As a carrot, American and Japanese negotiators offered Mr. Trump an extraordinary proposal: Japan would create a $400 billion investment fund that Mr. Trump himself could decide where to invest, with half of the profits flowing to the U.S. government.
The fund represented a significant expansion by the president over domestic investment, an idea that pleased Mr. Trump. He set about renegotiating some of the terms, crossing out numbers and scribbling on a placemat-size visual aid brought to the meeting by Howard Lutnick, the commerce secretary. In the end, Mr. Trump upped the ante and announced that Japan, already the country’s largest foreign investor, would create a fund of $550 billion to invest in the United States, with the U.S. government receiving 90 percent of the profits.
The announcement has raised significant questions about whether that investment will materialize, and how the president will decide where to direct the funds.
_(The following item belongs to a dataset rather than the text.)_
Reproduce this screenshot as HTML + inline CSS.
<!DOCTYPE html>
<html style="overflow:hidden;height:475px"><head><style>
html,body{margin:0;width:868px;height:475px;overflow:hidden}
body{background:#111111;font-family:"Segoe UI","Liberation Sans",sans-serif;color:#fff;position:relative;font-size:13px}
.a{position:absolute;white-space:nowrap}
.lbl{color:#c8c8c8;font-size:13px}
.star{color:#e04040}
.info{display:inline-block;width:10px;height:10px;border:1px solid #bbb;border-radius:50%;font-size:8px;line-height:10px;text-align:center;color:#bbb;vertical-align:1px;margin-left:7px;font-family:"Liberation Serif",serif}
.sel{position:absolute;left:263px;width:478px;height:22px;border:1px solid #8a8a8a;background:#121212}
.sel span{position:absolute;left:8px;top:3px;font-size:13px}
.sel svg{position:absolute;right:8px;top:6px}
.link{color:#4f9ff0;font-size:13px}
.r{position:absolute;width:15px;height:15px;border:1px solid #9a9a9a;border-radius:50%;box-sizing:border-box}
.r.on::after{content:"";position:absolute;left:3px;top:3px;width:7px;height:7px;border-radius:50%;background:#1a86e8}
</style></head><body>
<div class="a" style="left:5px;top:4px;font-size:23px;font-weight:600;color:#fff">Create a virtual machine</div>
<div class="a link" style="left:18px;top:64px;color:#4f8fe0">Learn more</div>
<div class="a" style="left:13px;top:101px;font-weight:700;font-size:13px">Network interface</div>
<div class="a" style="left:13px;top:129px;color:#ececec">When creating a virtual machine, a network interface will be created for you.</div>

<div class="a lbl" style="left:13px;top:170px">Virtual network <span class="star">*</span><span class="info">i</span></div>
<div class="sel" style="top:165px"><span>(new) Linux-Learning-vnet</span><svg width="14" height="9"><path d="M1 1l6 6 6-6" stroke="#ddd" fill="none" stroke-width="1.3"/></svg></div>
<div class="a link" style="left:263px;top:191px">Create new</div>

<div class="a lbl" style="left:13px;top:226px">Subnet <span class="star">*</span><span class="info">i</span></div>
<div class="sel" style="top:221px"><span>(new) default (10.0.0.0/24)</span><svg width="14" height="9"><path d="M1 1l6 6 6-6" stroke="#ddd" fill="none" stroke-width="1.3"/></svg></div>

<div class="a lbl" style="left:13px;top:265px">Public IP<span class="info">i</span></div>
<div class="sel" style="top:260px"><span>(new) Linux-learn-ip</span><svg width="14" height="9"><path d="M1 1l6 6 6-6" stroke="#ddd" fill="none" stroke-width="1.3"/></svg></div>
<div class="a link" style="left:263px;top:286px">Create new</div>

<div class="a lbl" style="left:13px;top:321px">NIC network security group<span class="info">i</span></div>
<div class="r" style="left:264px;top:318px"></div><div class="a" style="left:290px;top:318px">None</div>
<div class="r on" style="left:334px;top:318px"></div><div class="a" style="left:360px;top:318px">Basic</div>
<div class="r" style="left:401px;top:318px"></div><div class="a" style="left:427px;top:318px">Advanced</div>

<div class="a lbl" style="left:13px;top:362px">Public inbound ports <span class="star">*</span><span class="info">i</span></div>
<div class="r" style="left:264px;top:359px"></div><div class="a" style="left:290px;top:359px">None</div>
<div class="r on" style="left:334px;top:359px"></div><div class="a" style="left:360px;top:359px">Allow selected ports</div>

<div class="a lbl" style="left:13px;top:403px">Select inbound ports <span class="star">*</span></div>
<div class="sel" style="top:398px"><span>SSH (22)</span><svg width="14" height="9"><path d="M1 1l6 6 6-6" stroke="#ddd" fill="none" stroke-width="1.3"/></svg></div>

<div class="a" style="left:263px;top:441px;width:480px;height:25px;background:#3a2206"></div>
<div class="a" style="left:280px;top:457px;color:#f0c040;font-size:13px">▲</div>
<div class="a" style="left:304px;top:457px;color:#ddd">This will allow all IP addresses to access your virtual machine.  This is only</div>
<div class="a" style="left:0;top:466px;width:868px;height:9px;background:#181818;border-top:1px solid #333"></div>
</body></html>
But the provision appears to be the key way that Japan — which was reluctant to open its agricultural markets to U.S. exports and insistent on lowering Mr. Trump’s tariffs on cars — was able to convince the president to agree to a trade deal.
It is also another novel approach to economic policymaking by Mr. Trump, who has smashed Washington’s conventional wisdom on trade and taken an expansive view of the control presidents should have over the economy.
Karoline Leavitt, the White House press secretary, on Wednesday described the investment as the “centerpiece” of the trade deal with Japan. She said the funds would be spent “at President Trump’s discretion and direction into key industries such as energy, semiconductors, critical minerals, pharmaceuticals and shipbuilding.”